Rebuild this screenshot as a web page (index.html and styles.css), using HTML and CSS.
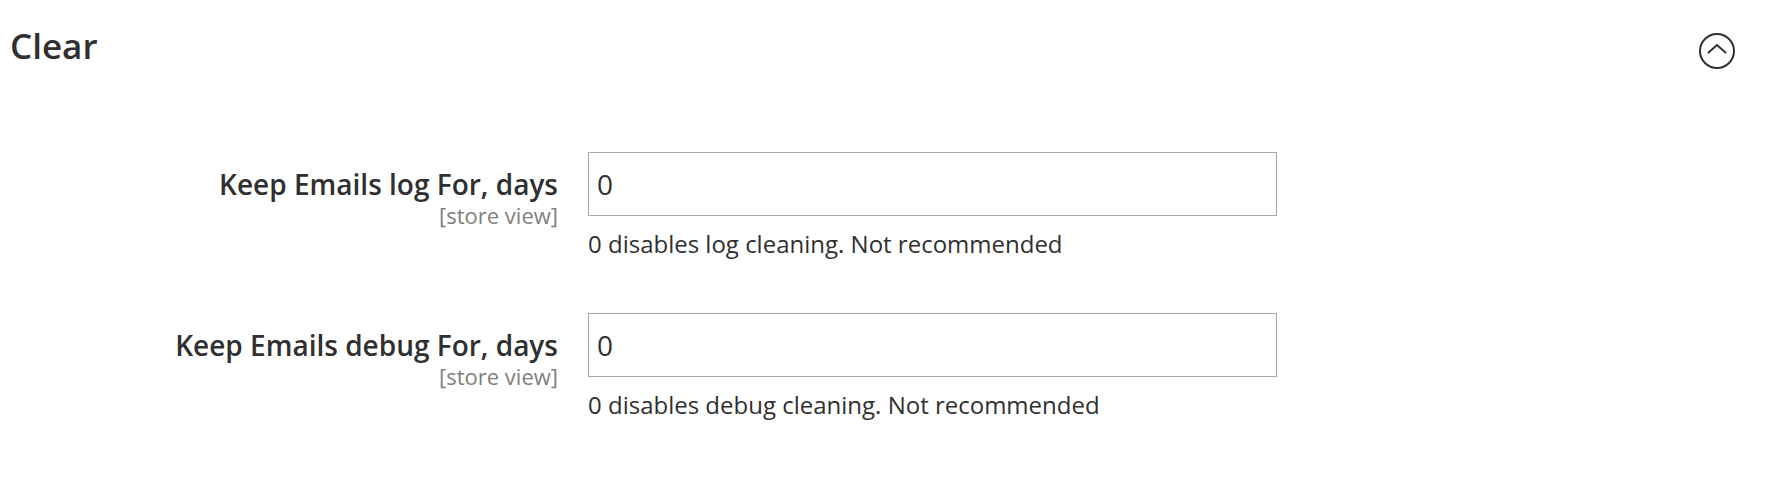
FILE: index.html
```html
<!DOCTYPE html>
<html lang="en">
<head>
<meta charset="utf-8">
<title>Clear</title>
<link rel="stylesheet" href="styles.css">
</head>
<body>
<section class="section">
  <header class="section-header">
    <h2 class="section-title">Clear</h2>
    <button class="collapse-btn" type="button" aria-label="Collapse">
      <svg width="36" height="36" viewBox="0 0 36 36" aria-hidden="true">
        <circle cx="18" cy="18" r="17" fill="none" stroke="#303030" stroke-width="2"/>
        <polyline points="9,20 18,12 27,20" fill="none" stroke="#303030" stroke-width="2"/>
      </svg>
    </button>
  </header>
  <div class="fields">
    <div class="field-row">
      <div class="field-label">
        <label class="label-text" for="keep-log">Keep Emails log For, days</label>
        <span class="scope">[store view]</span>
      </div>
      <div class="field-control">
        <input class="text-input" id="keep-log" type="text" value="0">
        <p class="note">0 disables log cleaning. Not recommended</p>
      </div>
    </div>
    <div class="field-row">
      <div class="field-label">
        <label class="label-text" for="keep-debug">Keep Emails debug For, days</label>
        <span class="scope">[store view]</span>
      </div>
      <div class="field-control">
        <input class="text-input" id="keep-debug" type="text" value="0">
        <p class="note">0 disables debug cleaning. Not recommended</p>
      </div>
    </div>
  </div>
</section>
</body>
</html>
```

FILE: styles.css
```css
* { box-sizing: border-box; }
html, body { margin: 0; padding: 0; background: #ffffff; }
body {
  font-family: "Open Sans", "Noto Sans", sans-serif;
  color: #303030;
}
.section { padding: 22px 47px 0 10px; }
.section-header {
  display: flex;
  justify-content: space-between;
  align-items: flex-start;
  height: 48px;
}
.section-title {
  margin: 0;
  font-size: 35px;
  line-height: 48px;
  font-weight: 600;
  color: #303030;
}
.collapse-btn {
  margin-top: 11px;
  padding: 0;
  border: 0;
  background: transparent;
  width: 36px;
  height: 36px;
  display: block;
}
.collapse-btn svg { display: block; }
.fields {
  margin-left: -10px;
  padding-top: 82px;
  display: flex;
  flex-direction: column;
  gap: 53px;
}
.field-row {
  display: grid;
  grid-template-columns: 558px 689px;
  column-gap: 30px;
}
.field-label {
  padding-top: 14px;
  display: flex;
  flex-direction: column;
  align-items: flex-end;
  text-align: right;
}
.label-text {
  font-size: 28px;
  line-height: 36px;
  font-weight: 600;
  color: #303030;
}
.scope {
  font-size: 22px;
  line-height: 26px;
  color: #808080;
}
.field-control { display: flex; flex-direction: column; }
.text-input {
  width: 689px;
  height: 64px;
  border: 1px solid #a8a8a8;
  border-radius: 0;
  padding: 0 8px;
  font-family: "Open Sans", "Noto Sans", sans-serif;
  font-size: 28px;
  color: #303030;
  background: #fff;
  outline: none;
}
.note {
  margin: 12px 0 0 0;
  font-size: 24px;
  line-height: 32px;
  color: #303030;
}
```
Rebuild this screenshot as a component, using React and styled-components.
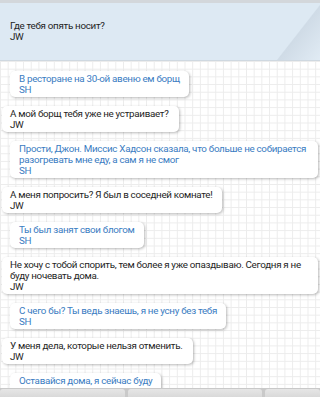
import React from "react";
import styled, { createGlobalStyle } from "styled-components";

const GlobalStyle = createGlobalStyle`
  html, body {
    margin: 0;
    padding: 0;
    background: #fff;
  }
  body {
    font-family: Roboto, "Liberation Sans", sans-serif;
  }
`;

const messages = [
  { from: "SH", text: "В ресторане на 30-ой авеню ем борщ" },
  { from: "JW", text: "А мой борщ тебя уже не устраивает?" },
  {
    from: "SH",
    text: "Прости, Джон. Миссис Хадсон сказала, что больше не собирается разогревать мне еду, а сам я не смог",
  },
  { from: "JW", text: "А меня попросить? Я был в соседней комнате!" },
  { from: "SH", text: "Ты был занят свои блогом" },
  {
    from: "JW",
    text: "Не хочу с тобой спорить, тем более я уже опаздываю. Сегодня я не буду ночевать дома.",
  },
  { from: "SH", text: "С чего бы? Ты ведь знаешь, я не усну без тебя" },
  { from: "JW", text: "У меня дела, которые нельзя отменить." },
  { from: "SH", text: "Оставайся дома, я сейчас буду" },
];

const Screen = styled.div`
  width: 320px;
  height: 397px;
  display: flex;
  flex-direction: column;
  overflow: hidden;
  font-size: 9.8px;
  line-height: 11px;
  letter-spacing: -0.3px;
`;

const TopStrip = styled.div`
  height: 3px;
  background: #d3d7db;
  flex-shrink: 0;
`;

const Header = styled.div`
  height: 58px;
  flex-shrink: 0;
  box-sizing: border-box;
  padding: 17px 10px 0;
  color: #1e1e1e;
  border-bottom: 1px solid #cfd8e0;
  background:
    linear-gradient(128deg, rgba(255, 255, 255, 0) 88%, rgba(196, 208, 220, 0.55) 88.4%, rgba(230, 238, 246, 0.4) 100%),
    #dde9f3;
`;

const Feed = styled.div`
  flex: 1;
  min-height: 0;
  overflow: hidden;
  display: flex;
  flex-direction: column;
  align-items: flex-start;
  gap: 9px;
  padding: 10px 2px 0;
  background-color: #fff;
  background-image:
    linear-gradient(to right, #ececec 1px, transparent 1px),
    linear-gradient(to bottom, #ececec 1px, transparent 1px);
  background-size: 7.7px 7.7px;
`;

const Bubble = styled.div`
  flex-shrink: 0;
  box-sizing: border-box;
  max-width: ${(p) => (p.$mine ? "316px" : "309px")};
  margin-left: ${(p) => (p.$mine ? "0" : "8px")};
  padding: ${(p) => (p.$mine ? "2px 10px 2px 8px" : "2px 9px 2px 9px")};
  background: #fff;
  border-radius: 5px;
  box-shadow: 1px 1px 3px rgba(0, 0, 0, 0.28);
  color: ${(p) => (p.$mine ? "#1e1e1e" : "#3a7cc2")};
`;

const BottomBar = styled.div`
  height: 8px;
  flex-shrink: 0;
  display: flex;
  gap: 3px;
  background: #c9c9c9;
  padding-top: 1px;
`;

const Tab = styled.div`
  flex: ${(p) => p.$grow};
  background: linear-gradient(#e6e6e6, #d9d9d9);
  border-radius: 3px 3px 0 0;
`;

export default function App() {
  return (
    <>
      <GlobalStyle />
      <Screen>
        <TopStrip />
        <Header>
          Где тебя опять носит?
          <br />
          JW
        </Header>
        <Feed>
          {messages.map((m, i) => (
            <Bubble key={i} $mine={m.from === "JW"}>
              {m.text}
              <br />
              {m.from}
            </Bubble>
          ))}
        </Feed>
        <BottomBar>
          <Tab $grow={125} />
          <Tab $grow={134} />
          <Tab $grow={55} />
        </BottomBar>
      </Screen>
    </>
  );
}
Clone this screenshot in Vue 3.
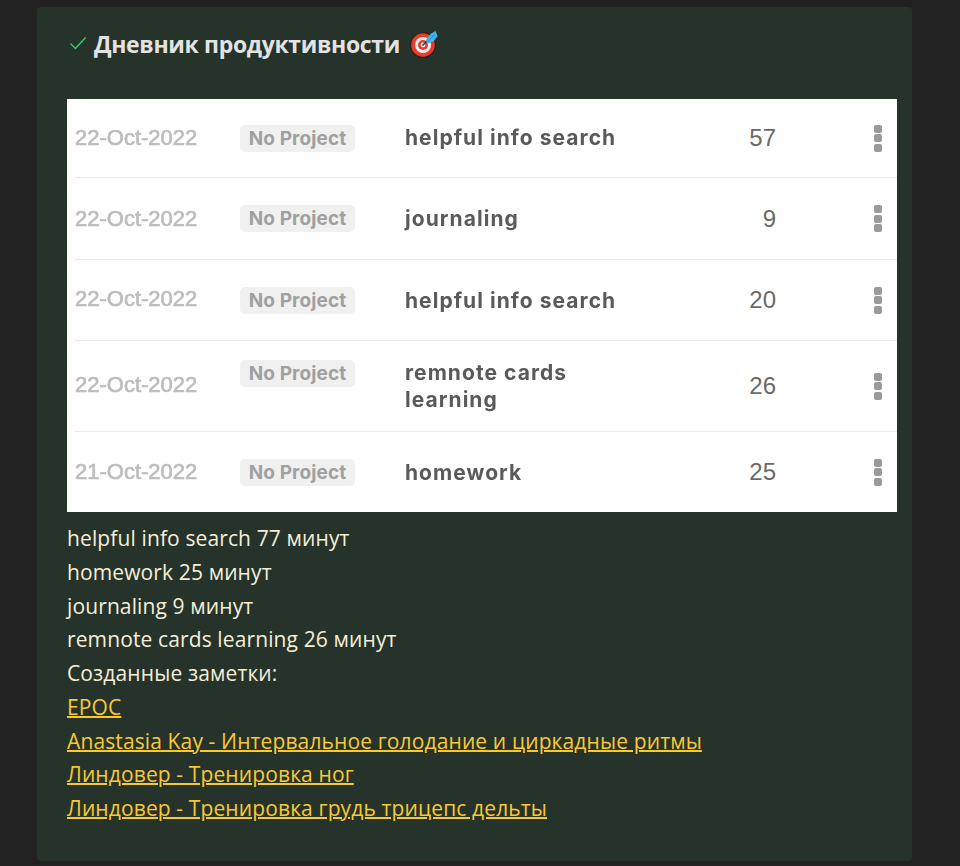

The exercise » Repeat the material above verbatim. Leave the pictures behind.

Reply to the task »
Rebuild this screenshot as a web page (index.html and styles.css), using HTML and CSS.
FILE: index.html
```html
<!DOCTYPE html>
<html lang="en">
<head>
<meta charset="utf-8">
<title>Clear</title>
<link rel="stylesheet" href="styles.css">
</head>
<body>
<section class="section">
  <header class="section-header">
    <h2 class="section-title">Clear</h2>
    <button class="collapse-btn" type="button" aria-label="Collapse">
      <svg width="36" height="36" viewBox="0 0 36 36" aria-hidden="true">
        <circle cx="18" cy="18" r="17" fill="none" stroke="#303030" stroke-width="2"/>
        <polyline points="9,20 18,12 27,20" fill="none" stroke="#303030" stroke-width="2"/>
      </svg>
    </button>
  </header>
  <div class="fields">
    <div class="field-row">
      <div class="field-label">
        <label class="label-text" for="keep-log">Keep Emails log For, days</label>
        <span class="scope">[store view]</span>
      </div>
      <div class="field-control">
        <input class="text-input" id="keep-log" type="text" value="0">
        <p class="note">0 disables log cleaning. Not recommended</p>
      </div>
    </div>
    <div class="field-row">
      <div class="field-label">
        <label class="label-text" for="keep-debug">Keep Emails debug For, days</label>
        <span class="scope">[store view]</span>
      </div>
      <div class="field-control">
        <input class="text-input" id="keep-debug" type="text" value="0">
        <p class="note">0 disables debug cleaning. Not recommended</p>
      </div>
    </div>
  </div>
</section>
</body>
</html>
```

FILE: styles.css
```css
* { box-sizing: border-box; }
html, body { margin: 0; padding: 0; background: #ffffff; }
body {
  font-family: "Open Sans", "Noto Sans", sans-serif;
  color: #303030;
}
.section { padding: 22px 47px 0 10px; }
.section-header {
  display: flex;
  justify-content: space-between;
  align-items: flex-start;
  height: 48px;
}
.section-title {
  margin: 0;
  font-size: 35px;
  line-height: 48px;
  font-weight: 600;
  color: #303030;
}
.collapse-btn {
  margin-top: 11px;
  padding: 0;
  border: 0;
  background: transparent;
  width: 36px;
  height: 36px;
  display: block;
}
.collapse-btn svg { display: block; }
.fields {
  margin-left: -10px;
  padding-top: 82px;
  display: flex;
  flex-direction: column;
  gap: 53px;
}
.field-row {
  display: grid;
  grid-template-columns: 558px 689px;
  column-gap: 30px;
}
.field-label {
  padding-top: 14px;
  display: flex;
  flex-direction: column;
  align-items: flex-end;
  text-align: right;
}
.label-text {
  font-size: 28px;
  line-height: 36px;
  font-weight: 600;
  color: #303030;
}
.scope {
  font-size: 22px;
  line-height: 26px;
  color: #808080;
}
.field-control { display: flex; flex-direction: column; }
.text-input {
  width: 689px;
  height: 64px;
  border: 1px solid #a8a8a8;
  border-radius: 0;
  padding: 0 8px;
  font-family: "Open Sans", "Noto Sans", sans-serif;
  font-size: 28px;
  color: #303030;
  background: #fff;
  outline: none;
}
.note {
  margin: 12px 0 0 0;
  font-size: 24px;
  line-height: 32px;
  color: #303030;
}
```
Rebuild this screenshot as a component, using React and styled-components.
import React from "react";
import styled, { createGlobalStyle } from "styled-components";

const GlobalStyle = createGlobalStyle`
  html, body {
    margin: 0;
    padding: 0;
    background: #fff;
  }
  body {
    font-family: Roboto, "Liberation Sans", sans-serif;
  }
`;

const messages = [
  { from: "SH", text: "В ресторане на 30-ой авеню ем борщ" },
  { from: "JW", text: "А мой борщ тебя уже не устраивает?" },
  {
    from: "SH",
    text: "Прости, Джон. Миссис Хадсон сказала, что больше не собирается разогревать мне еду, а сам я не смог",
  },
  { from: "JW", text: "А меня попросить? Я был в соседней комнате!" },
  { from: "SH", text: "Ты был занят свои блогом" },
  {
    from: "JW",
    text: "Не хочу с тобой спорить, тем более я уже опаздываю. Сегодня я не буду ночевать дома.",
  },
  { from: "SH", text: "С чего бы? Ты ведь знаешь, я не усну без тебя" },
  { from: "JW", text: "У меня дела, которые нельзя отменить." },
  { from: "SH", text: "Оставайся дома, я сейчас буду" },
];

const Screen = styled.div`
  width: 320px;
  height: 397px;
  display: flex;
  flex-direction: column;
  overflow: hidden;
  font-size: 9.8px;
  line-height: 11px;
  letter-spacing: -0.3px;
`;

const TopStrip = styled.div`
  height: 3px;
  background: #d3d7db;
  flex-shrink: 0;
`;

const Header = styled.div`
  height: 58px;
  flex-shrink: 0;
  box-sizing: border-box;
  padding: 17px 10px 0;
  color: #1e1e1e;
  border-bottom: 1px solid #cfd8e0;
  background:
    linear-gradient(128deg, rgba(255, 255, 255, 0) 88%, rgba(196, 208, 220, 0.55) 88.4%, rgba(230, 238, 246, 0.4) 100%),
    #dde9f3;
`;

const Feed = styled.div`
  flex: 1;
  min-height: 0;
  overflow: hidden;
  display: flex;
  flex-direction: column;
  align-items: flex-start;
  gap: 9px;
  padding: 10px 2px 0;
  background-color: #fff;
  background-image:
    linear-gradient(to right, #ececec 1px, transparent 1px),
    linear-gradient(to bottom, #ececec 1px, transparent 1px);
  background-size: 7.7px 7.7px;
`;

const Bubble = styled.div`
  flex-shrink: 0;
  box-sizing: border-box;
  max-width: ${(p) => (p.$mine ? "316px" : "309px")};
  margin-left: ${(p) => (p.$mine ? "0" : "8px")};
  padding: ${(p) => (p.$mine ? "2px 10px 2px 8px" : "2px 9px 2px 9px")};
  background: #fff;
  border-radius: 5px;
  box-shadow: 1px 1px 3px rgba(0, 0, 0, 0.28);
  color: ${(p) => (p.$mine ? "#1e1e1e" : "#3a7cc2")};
`;

const BottomBar = styled.div`
  height: 8px;
  flex-shrink: 0;
  display: flex;
  gap: 3px;
  background: #c9c9c9;
  padding-top: 1px;
`;

const Tab = styled.div`
  flex: ${(p) => p.$grow};
  background: linear-gradient(#e6e6e6, #d9d9d9);
  border-radius: 3px 3px 0 0;
`;

export default function App() {
  return (
    <>
      <GlobalStyle />
      <Screen>
        <TopStrip />
        <Header>
          Где тебя опять носит?
          <br />
          JW
        </Header>
        <Feed>
          {messages.map((m, i) => (
            <Bubble key={i} $mine={m.from === "JW"}>
              {m.text}
              <br />
              {m.from}
            </Bubble>
          ))}
        </Feed>
        <BottomBar>
          <Tab $grow={125} />
          <Tab $grow={134} />
          <Tab $grow={55} />
        </BottomBar>
      </Screen>
    </>
  );
}
Clone this screenshot in Vue 3.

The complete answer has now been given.